▽
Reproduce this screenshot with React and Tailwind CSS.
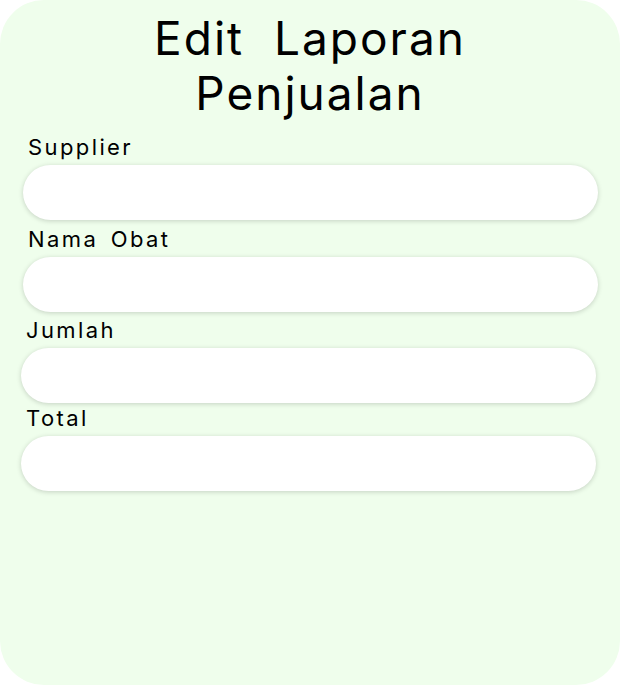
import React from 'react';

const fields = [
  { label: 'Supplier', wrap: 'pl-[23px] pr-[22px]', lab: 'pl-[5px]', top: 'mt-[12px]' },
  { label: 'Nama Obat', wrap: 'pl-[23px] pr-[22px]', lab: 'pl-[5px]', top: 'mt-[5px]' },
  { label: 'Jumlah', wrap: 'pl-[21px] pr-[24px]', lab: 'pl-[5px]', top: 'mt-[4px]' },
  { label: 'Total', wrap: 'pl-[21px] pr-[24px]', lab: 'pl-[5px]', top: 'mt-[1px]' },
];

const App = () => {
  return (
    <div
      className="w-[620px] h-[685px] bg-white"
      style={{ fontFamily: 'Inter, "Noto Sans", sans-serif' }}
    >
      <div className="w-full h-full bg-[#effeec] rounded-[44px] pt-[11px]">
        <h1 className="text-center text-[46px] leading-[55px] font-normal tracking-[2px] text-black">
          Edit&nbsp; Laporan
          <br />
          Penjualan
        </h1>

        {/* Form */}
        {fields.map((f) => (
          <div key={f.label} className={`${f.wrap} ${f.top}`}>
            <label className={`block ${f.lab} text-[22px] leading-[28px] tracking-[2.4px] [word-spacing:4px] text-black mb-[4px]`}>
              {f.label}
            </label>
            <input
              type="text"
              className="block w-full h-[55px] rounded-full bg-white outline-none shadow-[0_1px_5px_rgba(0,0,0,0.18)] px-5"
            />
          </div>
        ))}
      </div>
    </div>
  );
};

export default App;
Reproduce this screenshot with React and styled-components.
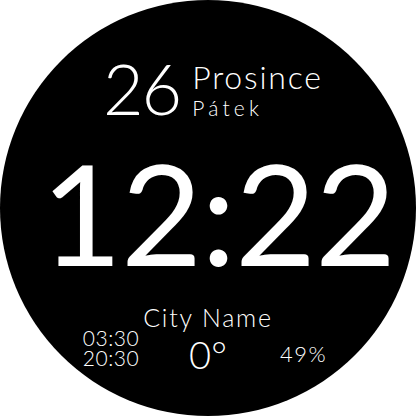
△
Set task:
Transcribe every record above exactly as written, leaving out any pictures.

Task output:
Reproduce this screenshot with React and Tailwind CSS.
import React from 'react';

const fields = [
  { label: 'Supplier', wrap: 'pl-[23px] pr-[22px]', lab: 'pl-[5px]', top: 'mt-[12px]' },
  { label: 'Nama Obat', wrap: 'pl-[23px] pr-[22px]', lab: 'pl-[5px]', top: 'mt-[5px]' },
  { label: 'Jumlah', wrap: 'pl-[21px] pr-[24px]', lab: 'pl-[5px]', top: 'mt-[4px]' },
  { label: 'Total', wrap: 'pl-[21px] pr-[24px]', lab: 'pl-[5px]', top: 'mt-[1px]' },
];

const App = () => {
  return (
    <div
      className="w-[620px] h-[685px] bg-white"
      style={{ fontFamily: 'Inter, "Noto Sans", sans-serif' }}
    >
      <div className="w-full h-full bg-[#effeec] rounded-[44px] pt-[11px]">
        <h1 className="text-center text-[46px] leading-[55px] font-normal tracking-[2px] text-black">
          Edit&nbsp; Laporan
          <br />
          Penjualan
        </h1>

        {/* Form */}
        {fields.map((f) => (
          <div key={f.label} className={`${f.wrap} ${f.top}`}>
            <label className={`block ${f.lab} text-[22px] leading-[28px] tracking-[2.4px] [word-spacing:4px] text-black mb-[4px]`}>
              {f.label}
            </label>
            <input
              type="text"
              className="block w-full h-[55px] rounded-full bg-white outline-none shadow-[0_1px_5px_rgba(0,0,0,0.18)] px-5"
            />
          </div>
        ))}
      </div>
    </div>
  );
};

export default App;
Reproduce this screenshot with React and styled-components.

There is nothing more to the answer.